ただし、実際は、回旋などを含みますからもっと複雑です。
 重要なのは、
 肩に回転トルクを与える際に、振り上げるのと、振り下げるのでは、加速のしかたが大きく異なります。
 腕(3キログラム)とラケット(300グラム)の重量を振り下ろしながらトルクを出す方が、3キロ以上の重量を振り上げながらトルクを出すよりは、はるかに速く腕とラケットを振ることができるはずです。
 これはスピードだけの話ですが、さらに(トップ)スピンの量を増すには、ストロークの場合と同じようにストリング面の「縦糸」が、ボールに対して下から上へと振りあがる必要があります(インパクトの一瞬だけ縦糸の方向が水平に近くなる。ストリング面の縦糸方向が水平に近くなる。実際はやや斜め?)。
 ストロークの場合のトップスピンの生成原理と同じです。
 ストリング面はボールの勢いを縦糸と横糸で支えますが、ストリング・テンションは縦糸の方が横糸より高くなっていて、同じ量だけたわみます(変形)から(並列バネの原理によって)、主に縦糸が支えることになります。
 ストリング面が、トップ側が下がっている状態から次第に上がって水平に近くなって、さらに、トップ側が上方向になるような軌道になりますが、その途中でインパクトになります。
 フラットの時は、ラケットが立っている状態に近く、トップスピンの場合は水平に近く、スライスの場合は斜めの状態の時にインパクトになるように見えます。
 柳内さんは、このような打ち方をしていると思いますので、上記の説明がイメージできると思いますが、この部分は、コマ写真にないのでわかりにくいと思います。
 テレビでプロのサーブを注意深く見ると、やはり、思いっきり肩を回転させて、腕を高い位置から振り下ろしてインパクトしていますね! 

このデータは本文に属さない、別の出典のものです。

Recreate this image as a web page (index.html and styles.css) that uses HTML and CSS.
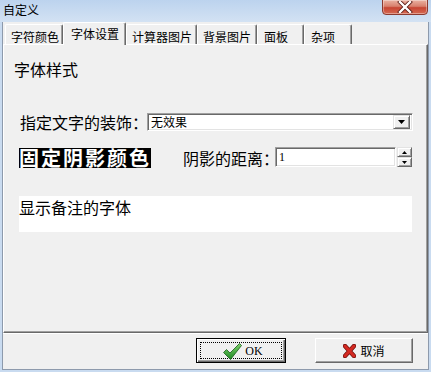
FILE: index.html
```html
<!DOCTYPE html>
<html>
<head>
<meta charset="utf-8">
<link rel="stylesheet" href="styles.css">
</head>
<body>
<div class="window">
  <div class="titlebar">
    <span class="title">自定义</span>
    <div class="close">
      <svg width="16" height="12" viewBox="0 0 16 12">
        <path d="M3 1 L13 11 M13 1 L3 11" stroke="#5a1a14" stroke-width="4" stroke-linecap="square"/>
        <path d="M3 1 L13 11 M13 1 L3 11" stroke="#ffffff" stroke-width="2.4" stroke-linecap="square"/>
      </svg>
    </div>
  </div>
  <div class="client">
    <div class="tabs">
      <div class="tab w1">字符颜色</div>
      <div class="tab active w2">字体设置</div>
      <div class="tab w3">计算器图片</div>
      <div class="tab w4">背景图片</div>
      <div class="tab w5">面板</div>
      <div class="tab w6">杂项</div>
    </div>
    <div class="panel">
      <div class="group-title">字体样式</div>
      <div class="row row1">
        <span class="label deco">指定文字的装饰：</span>
        <div class="select">
          <span class="select-text">无效果</span>
          <span class="drop">
            <svg width="7" height="4" viewBox="0 0 7 4"><path d="M0 0 H7 L3.5 4 Z" fill="#000"/></svg>
          </span>
        </div>
      </div>
      <div class="row row2">
        <span class="shadow-label">固定阴影颜色</span>
        <span class="label dist">阴影的距离：</span>
        <div class="spin">
          <div class="spin-input">1</div>
          <div class="spin-btns">
            <div class="spin-btn"><svg width="5" height="3" viewBox="0 0 5 3"><path d="M0 3 H5 L2.5 0 Z" fill="#000"/></svg></div>
            <div class="spin-btn"><svg width="5" height="3" viewBox="0 0 5 3"><path d="M0 0 H5 L2.5 3 Z" fill="#000"/></svg></div>
          </div>
        </div>
      </div>
      <div class="memo">显示备注的字体</div>
    </div>
    <div class="buttons">
      <div class="btn ok">
        <div class="focus">
          <svg class="icon-check" width="19" height="17" viewBox="0 0 19 17">
            <defs>
              <linearGradient id="g" x1="0" y1="0" x2="0" y2="1">
                <stop offset="0" stop-color="#7ed36a"/>
                <stop offset="1" stop-color="#1f8a25"/>
              </linearGradient>
            </defs>
            <path d="M0.5 9.5 L3.5 6.5 L7 10 L16.5 0.5 L18.5 2.5 L7.5 16.5 Z" fill="url(#g)" stroke="#1a5e1c" stroke-width="0.8"/>
          </svg>
          <span class="ok-text">OK</span>
        </div>
      </div>
      <div class="btn cancel">
        <svg class="icon-x" width="13" height="14" viewBox="0 0 13 14">
          <path d="M2 2 L11 12 M11 2 L2 12" stroke="#6e0f0c" stroke-width="4.4" stroke-linecap="round"/>
          <path d="M2 2 L11 12 M11 2 L2 12" stroke="#d42a22" stroke-width="3" stroke-linecap="round"/>
        </svg>
        <span class="cancel-text">取消</span>
      </div>
    </div>
  </div>
</div>
</body>
</html>
```

FILE: styles.css
```css
* { box-sizing: border-box; }
html, body { margin: 0; padding: 0; }
body {
  width: 431px;
  height: 372px;
  overflow: hidden;
  font-family: "Noto Sans CJK SC", "Noto Sans", sans-serif;
  color: #000;
}
.window {
  width: 431px;
  height: 372px;
  background: #c9dbf0;
  display: flex;
  flex-direction: column;
}
.titlebar {
  height: 22px;
  flex: none;
  background: linear-gradient(#bcd3ee, #d3e2f3);
  display: flex;
  justify-content: space-between;
  align-items: flex-start;
  padding-left: 3px;
  padding-right: 3px;
}
.title {
  font-size: 12px;
  line-height: 14px;
  margin-top: 3px;
  color: #000;
}
.close {
  width: 46px;
  height: 16px;
  margin-top: -1px;
  border: 1px solid #8b3a30;
  border-radius: 0 0 4px 4px;
  background: linear-gradient(#eab2a2 0%, #d8806d 45%, #c74533 55%, #d56a52 100%);
  display: flex;
  align-items: center;
  justify-content: center;
  box-shadow: inset 0 0 0 1px rgba(255,255,255,0.35);
}
.client {
  flex: 1;
  margin: 0 2px 2px 2px;
  border: 1px solid #8d9aac;
  border-top: none;
  background: #f0f0f0;
  display: flex;
  flex-direction: column;
}
.tabs {
  height: 22px;
  flex: none;
  display: flex;
  align-items: flex-end;
  padding-left: 2px;
  position: relative;
  z-index: 2;
}
.tab {
  height: 20px;
  background: #f0f0f0;
  border-top: 1px solid #fff;
  border-left: 1px solid #fff;
  border-right: 1px solid #696969;
  box-shadow: inset -1px 0 0 #a0a0a0;
  border-radius: 2px 2px 0 0;
  font-size: 12px;
  line-height: 14px;
  padding-top: 5px;
  padding-left: 5px;
  white-space: nowrap;
}
.tab.active {
  height: 23px;
  margin-bottom: -1px;
  padding-top: 4px;
  padding-left: 7px;
}
.w1 { width: 58px; }
.w2 { width: 63px; }
.w3 { width: 71px; }
.w4 { width: 60px; }
.w5 { width: 47px; padding-left: 6px; }
.w6 { width: 48px; padding-left: 6px; }

.panel {
  height: 289px;
  flex: none;
  border-top: 1px solid #fff;
  border-left: 1px solid #fff;
  border-right: 1px solid #696969;
  border-bottom: 1px solid #696969;
  box-shadow: inset -1px -1px 0 #a0a0a0;
  display: flex;
  flex-direction: column;
  position: relative;
  z-index: 1;
}
.group-title {
  font-size: 16px;
  line-height: 18px;
  margin-top: 15px;
  margin-left: 10px;
}
.row {
  display: flex;
  align-items: center;
}
.row1 {
  margin-top: 35px;
  height: 18px;
}
.label {
  font-size: 16px;
  line-height: 18px;
  white-space: nowrap;
}
.deco {
  margin-left: 16px;
  width: 127px;
}
.select {
  width: 266px;
  height: 18px;
  background: #fff;
  border-top: 1px solid #a0a0a0;
  border-left: 1px solid #a0a0a0;
  border-right: 1px solid #fff;
  border-bottom: 1px solid #fff;
  box-shadow: inset 1px 1px 0 #696969, inset -1px -1px 0 #e3e3e3;
  display: flex;
  align-items: center;
  justify-content: space-between;
  padding: 2px 2px 2px 3px;
}
.select-text {
  font-size: 12px;
  line-height: 14px;
}
.drop {
  width: 17px;
  height: 14px;
  background: #f0f0f0;
  border-top: 1px solid #e3e3e3;
  border-left: 1px solid #e3e3e3;
  border-right: 1px solid #696969;
  border-bottom: 1px solid #696969;
  box-shadow: inset 1px 1px 0 #fff, inset -1px -1px 0 #a0a0a0;
  display: flex;
  align-items: center;
  justify-content: center;
}
.row2 {
  margin-top: 16px;
  height: 21px;
}
.shadow-label {
  margin-left: 15px;
  background: #000;
  color: #fff;
  font-weight: bold;
  font-size: 20px;
  line-height: 20px;
  height: 20px;
  letter-spacing: 2px;
  white-space: nowrap;
}
.dist {
  margin-left: 32px;
  width: 92px;
}
.spin {
  display: flex;
  align-items: flex-start;
  height: 21px;
}
.spin-input {
  width: 121px;
  height: 20px;
  background: #fff;
  border-top: 1px solid #a0a0a0;
  border-left: 1px solid #a0a0a0;
  border-right: 1px solid #fff;
  border-bottom: 1px solid #fff;
  box-shadow: inset 1px 1px 0 #696969, inset -1px -1px 0 #e3e3e3;
  font-family: "Liberation Serif", serif;
  font-size: 12px;
  line-height: 16px;
  padding-left: 3px;
  padding-top: 1px;
}
.spin-btns {
  display: flex;
  flex-direction: column;
  margin-left: 1px;
}
.spin-btn {
  width: 15px;
  height: 10px;
  background: #f0f0f0;
  border-top: 1px solid #e3e3e3;
  border-left: 1px solid #e3e3e3;
  border-right: 1px solid #696969;
  border-bottom: 1px solid #696969;
  box-shadow: inset 1px 1px 0 #fff, inset -1px -1px 0 #a0a0a0;
  display: flex;
  align-items: center;
  justify-content: center;
}
.memo {
  margin-top: 28px;
  margin-left: 15px;
  width: 393px;
  height: 36px;
  background: #fff;
  font-size: 16px;
  line-height: 18px;
  padding-top: 2px;
}
.buttons {
  display: flex;
  padding-left: 193px;
  padding-top: 4px;
  border-top: 1px solid #fff;
}
.btn {
  height: 25px;
  background: #f0f0f0;
  display: flex;
  align-items: center;
  justify-content: center;
}
.ok {
  width: 90px;
  border: 1px solid #000;
  box-shadow: inset 1px 1px 0 #fff, inset -1px -1px 0 #696969, inset -2px -2px 0 #a0a0a0;
  padding: 3px;
}
.focus {
  width: 100%;
  height: 100%;
  border: 1px dotted #000;
  display: flex;
  align-items: center;
  justify-content: center;
  padding-left: 4px;
}
.icon-check { margin-right: 3px; margin-top: 1px; }
.ok-text {
  font-family: "Liberation Serif", serif;
  font-size: 12px;
  line-height: 14px;
}
.cancel {
  width: 98px;
  margin-left: 29px;
  border-top: 1px solid #fff;
  border-left: 1px solid #fff;
  border-right: 1px solid #696969;
  border-bottom: 1px solid #696969;
  box-shadow: inset -1px -1px 0 #a0a0a0;
}
.icon-x { margin-right: 4px; }
.cancel-text {
  font-size: 12px;
  line-height: 14px;
}
```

 スピードがでるからスピン量も多く、ラケット面が振り上がる所でインパクトになっていますが、スピンがかかっているので、ボールは急降下してサービスエリアの深いところに入りますね!
 とりあえずの回答です。
 フェデラー選手のフォアハンドは一応探求したので、次は(そのうち?)、フェデラー選手のサーブについても探求してみようと思っています!
Q11
:専門的な見知ありがとうございます。
フェデラーのサーブは切り替えし16と17で、肘がグッと前に出てきて、アメフト のボール投げと同じように、プロネーションが効いてるかと。
自宅でタオルの先を結んで、実験で肘を前に出して振り下げてみたら、かなりタオルがブルっと回りましたから、たぶんご指摘は当たりかと!